• Dataset content:

────────

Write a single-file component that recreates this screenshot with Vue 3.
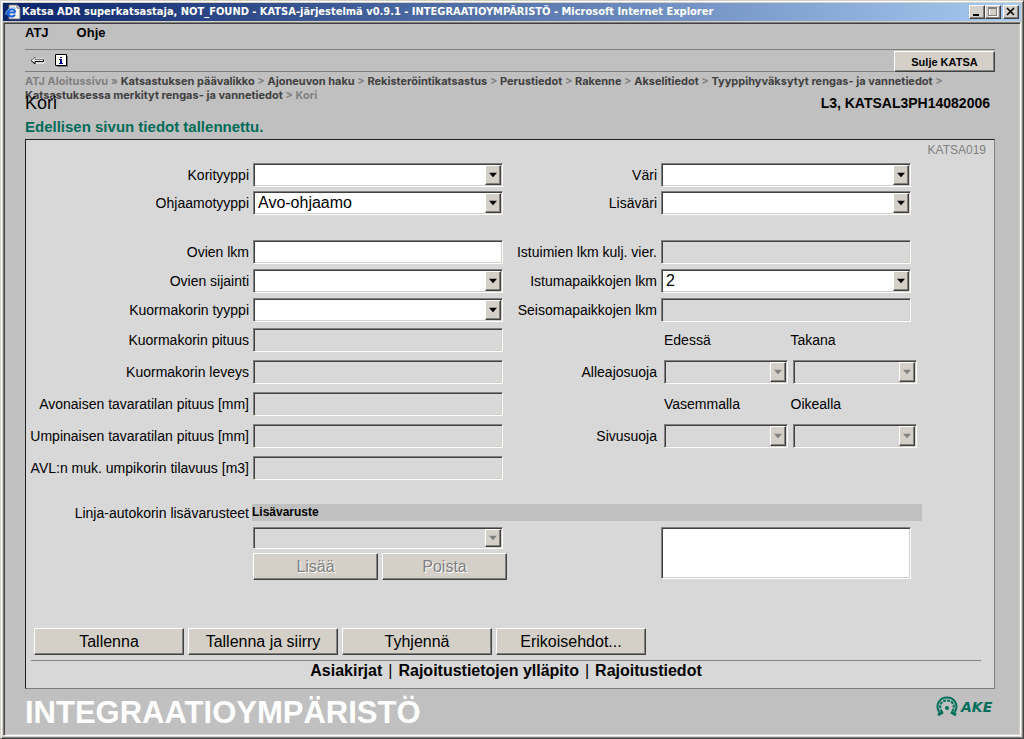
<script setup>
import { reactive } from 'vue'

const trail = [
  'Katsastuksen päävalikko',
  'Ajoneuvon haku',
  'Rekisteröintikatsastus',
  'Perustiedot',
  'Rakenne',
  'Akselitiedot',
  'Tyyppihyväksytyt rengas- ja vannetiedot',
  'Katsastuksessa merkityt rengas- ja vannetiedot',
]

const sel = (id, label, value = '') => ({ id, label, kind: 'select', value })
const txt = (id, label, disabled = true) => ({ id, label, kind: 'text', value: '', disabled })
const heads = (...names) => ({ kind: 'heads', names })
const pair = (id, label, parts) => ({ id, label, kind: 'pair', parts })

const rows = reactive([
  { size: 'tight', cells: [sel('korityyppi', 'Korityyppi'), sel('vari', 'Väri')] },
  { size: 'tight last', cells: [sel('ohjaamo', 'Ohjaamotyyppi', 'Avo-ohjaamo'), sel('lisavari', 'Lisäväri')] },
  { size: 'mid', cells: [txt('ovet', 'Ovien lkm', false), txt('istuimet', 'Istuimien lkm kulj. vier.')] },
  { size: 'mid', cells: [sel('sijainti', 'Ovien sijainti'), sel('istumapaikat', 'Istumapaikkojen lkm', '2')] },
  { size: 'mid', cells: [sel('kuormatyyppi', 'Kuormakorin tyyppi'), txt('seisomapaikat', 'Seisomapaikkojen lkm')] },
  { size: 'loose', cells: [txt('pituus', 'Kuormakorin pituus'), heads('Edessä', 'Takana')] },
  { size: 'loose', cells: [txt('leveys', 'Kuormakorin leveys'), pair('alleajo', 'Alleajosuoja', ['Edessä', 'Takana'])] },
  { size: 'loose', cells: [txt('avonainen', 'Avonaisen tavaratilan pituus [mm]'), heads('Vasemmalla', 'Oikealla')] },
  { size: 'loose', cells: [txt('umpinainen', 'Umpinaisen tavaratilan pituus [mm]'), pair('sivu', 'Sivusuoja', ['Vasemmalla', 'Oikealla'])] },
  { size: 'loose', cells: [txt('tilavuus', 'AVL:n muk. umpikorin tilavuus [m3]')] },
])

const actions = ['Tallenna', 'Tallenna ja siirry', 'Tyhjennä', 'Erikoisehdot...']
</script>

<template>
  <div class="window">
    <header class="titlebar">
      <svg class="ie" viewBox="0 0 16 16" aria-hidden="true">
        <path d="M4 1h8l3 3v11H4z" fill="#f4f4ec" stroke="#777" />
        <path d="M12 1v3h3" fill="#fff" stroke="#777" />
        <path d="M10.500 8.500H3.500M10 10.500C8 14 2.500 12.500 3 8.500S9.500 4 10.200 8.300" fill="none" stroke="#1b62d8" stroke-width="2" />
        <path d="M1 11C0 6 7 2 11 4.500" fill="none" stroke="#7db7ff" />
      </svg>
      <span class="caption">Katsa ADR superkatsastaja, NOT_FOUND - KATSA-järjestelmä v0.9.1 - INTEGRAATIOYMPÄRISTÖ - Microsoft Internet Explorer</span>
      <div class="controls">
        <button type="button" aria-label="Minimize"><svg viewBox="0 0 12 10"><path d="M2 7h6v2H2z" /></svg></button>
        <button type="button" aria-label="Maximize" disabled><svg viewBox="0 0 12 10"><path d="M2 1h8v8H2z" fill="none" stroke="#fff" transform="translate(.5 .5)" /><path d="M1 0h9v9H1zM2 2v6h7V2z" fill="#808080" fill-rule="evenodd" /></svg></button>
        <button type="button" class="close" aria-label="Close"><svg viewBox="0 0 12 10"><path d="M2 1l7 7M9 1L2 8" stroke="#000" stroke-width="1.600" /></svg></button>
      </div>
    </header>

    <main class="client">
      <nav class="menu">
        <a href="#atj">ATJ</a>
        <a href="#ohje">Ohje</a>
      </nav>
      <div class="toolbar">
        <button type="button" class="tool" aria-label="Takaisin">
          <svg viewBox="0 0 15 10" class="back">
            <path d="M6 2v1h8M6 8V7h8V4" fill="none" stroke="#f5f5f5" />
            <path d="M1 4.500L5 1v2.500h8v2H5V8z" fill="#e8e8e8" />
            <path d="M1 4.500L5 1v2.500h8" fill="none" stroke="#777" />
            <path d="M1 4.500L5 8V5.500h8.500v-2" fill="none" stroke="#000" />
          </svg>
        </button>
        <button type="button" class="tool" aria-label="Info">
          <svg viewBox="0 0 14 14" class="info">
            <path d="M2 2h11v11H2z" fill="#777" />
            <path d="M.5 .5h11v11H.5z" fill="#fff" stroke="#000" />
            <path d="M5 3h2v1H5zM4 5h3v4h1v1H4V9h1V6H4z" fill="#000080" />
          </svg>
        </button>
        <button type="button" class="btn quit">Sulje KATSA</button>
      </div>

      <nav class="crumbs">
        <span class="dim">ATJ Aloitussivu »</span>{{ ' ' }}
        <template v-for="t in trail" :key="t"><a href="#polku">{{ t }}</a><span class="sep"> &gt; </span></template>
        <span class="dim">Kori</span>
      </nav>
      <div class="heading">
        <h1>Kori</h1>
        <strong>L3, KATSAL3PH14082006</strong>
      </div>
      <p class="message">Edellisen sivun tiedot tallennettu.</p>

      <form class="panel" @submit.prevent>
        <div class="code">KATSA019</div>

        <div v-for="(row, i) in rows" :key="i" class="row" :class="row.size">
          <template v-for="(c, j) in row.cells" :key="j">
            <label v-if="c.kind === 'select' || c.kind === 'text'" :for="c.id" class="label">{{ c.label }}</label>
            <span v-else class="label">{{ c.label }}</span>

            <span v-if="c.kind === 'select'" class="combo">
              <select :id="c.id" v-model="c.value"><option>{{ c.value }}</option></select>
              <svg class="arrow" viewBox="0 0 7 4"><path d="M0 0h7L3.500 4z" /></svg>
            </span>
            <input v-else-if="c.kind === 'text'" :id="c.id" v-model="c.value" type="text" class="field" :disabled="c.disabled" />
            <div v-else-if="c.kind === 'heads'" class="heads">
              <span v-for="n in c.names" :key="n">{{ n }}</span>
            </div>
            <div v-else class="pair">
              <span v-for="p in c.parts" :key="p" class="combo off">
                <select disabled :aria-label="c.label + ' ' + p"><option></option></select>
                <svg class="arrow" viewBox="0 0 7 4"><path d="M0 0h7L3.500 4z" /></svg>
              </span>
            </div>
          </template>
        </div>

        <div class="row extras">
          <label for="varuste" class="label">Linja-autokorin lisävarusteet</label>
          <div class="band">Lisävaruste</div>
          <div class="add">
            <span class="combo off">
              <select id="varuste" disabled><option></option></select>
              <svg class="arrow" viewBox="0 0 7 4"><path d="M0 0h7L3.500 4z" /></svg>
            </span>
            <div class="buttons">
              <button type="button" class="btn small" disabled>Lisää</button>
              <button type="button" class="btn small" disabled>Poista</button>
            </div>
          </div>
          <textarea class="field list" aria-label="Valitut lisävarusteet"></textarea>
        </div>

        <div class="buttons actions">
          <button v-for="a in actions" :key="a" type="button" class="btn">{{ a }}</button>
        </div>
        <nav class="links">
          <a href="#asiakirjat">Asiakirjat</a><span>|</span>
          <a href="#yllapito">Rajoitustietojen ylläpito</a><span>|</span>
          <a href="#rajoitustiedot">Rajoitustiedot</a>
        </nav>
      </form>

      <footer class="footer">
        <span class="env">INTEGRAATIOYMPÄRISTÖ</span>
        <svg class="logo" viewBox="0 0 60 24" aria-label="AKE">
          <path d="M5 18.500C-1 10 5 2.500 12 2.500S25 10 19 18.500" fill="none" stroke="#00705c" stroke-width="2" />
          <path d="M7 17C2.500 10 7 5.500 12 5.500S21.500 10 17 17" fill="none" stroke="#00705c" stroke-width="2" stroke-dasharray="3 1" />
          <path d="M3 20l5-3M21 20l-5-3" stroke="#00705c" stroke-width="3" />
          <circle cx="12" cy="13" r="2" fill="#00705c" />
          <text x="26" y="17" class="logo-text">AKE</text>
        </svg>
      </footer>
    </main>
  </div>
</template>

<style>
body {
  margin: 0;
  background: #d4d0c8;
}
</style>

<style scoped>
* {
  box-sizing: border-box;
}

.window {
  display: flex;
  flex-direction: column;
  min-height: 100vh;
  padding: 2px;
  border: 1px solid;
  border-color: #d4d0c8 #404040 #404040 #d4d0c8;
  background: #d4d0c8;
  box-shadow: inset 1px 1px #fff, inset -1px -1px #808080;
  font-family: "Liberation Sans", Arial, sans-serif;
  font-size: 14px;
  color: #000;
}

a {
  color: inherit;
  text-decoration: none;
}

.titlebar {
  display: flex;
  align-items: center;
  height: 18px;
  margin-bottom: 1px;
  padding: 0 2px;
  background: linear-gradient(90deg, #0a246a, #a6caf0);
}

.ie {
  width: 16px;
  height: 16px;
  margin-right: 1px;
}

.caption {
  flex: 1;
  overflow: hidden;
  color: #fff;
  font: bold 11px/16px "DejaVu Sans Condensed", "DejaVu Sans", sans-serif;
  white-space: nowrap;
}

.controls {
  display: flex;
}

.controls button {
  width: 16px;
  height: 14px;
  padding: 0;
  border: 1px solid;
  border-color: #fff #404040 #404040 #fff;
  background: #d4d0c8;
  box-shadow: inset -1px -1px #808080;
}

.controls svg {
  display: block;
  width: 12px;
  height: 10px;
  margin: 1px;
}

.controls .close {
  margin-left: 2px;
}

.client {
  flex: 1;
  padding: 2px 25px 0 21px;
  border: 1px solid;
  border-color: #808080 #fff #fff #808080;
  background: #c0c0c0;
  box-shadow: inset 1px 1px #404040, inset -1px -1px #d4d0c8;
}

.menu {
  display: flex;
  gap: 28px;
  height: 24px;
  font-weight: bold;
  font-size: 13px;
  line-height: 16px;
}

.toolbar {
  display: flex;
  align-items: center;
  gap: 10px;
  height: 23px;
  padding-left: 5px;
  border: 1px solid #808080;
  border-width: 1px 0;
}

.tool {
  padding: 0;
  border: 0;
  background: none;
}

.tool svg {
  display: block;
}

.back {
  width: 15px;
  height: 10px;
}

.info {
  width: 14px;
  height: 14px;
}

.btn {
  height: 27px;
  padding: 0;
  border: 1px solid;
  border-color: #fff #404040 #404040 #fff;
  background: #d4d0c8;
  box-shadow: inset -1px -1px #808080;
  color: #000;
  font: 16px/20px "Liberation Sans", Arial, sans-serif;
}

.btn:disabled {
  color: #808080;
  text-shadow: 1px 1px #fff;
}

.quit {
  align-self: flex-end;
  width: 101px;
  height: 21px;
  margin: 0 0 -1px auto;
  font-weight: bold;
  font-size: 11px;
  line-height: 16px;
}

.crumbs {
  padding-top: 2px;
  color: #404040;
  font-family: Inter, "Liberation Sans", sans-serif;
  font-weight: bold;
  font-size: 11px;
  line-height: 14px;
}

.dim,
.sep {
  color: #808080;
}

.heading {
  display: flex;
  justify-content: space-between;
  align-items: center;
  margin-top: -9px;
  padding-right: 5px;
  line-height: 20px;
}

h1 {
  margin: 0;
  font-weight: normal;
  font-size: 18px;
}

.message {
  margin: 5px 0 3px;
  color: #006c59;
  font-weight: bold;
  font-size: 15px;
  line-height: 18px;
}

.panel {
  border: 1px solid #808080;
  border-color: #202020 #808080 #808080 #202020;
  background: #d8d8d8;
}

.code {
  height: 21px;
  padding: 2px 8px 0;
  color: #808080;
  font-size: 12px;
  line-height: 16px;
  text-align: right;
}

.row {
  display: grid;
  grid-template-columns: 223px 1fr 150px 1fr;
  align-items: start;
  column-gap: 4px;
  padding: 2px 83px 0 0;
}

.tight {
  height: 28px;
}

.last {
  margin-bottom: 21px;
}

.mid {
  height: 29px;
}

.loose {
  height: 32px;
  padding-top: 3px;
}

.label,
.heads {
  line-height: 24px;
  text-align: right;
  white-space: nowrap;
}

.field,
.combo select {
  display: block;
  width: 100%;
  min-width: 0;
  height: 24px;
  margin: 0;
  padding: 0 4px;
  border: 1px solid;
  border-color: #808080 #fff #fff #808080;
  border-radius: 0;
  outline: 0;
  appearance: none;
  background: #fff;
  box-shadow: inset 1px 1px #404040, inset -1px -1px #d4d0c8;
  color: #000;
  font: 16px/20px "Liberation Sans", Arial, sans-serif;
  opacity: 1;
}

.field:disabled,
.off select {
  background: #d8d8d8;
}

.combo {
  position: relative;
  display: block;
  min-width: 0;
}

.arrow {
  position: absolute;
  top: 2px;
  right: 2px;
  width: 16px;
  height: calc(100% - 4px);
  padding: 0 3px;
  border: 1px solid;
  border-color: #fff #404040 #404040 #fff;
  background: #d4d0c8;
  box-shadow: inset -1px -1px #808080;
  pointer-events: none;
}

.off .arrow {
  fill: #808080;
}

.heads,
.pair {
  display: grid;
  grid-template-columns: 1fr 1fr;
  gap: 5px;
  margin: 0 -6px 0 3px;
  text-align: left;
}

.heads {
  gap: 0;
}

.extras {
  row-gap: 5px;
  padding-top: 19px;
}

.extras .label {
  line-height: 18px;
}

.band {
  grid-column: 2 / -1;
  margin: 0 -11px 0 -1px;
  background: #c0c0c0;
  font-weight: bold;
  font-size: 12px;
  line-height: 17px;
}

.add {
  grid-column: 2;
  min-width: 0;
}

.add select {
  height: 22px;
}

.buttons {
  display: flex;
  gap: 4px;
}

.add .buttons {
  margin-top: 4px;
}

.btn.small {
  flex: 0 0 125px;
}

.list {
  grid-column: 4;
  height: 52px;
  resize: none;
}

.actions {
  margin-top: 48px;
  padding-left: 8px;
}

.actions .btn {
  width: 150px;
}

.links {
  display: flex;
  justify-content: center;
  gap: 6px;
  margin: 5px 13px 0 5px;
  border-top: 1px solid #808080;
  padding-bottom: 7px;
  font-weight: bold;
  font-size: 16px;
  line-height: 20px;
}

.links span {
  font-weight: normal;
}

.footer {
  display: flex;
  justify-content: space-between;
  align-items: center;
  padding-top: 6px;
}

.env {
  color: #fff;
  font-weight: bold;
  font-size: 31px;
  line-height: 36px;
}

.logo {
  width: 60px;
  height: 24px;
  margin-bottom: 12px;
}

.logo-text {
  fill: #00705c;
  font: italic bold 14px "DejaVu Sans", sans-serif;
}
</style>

────────

• Stated problem:
With the pictures left out, restate word for word every line of the data above, from the first down to the line that contains "const pair = (id, label, parts)".

• Problem solution:
Write a single-file component that recreates this screenshot with Vue 3.
<script setup>
import { reactive } from 'vue'

const trail = [
  'Katsastuksen päävalikko',
  'Ajoneuvon haku',
  'Rekisteröintikatsastus',
  'Perustiedot',
  'Rakenne',
  'Akselitiedot',
  'Tyyppihyväksytyt rengas- ja vannetiedot',
  'Katsastuksessa merkityt rengas- ja vannetiedot',
]

const sel = (id, label, value = '') => ({ id, label, kind: 'select', value })
const txt = (id, label, disabled = true) => ({ id, label, kind: 'text', value: '', disabled })
const heads = (...names) => ({ kind: 'heads', names })
const pair = (id, label, parts) => ({ id, label, kind: 'pair', parts })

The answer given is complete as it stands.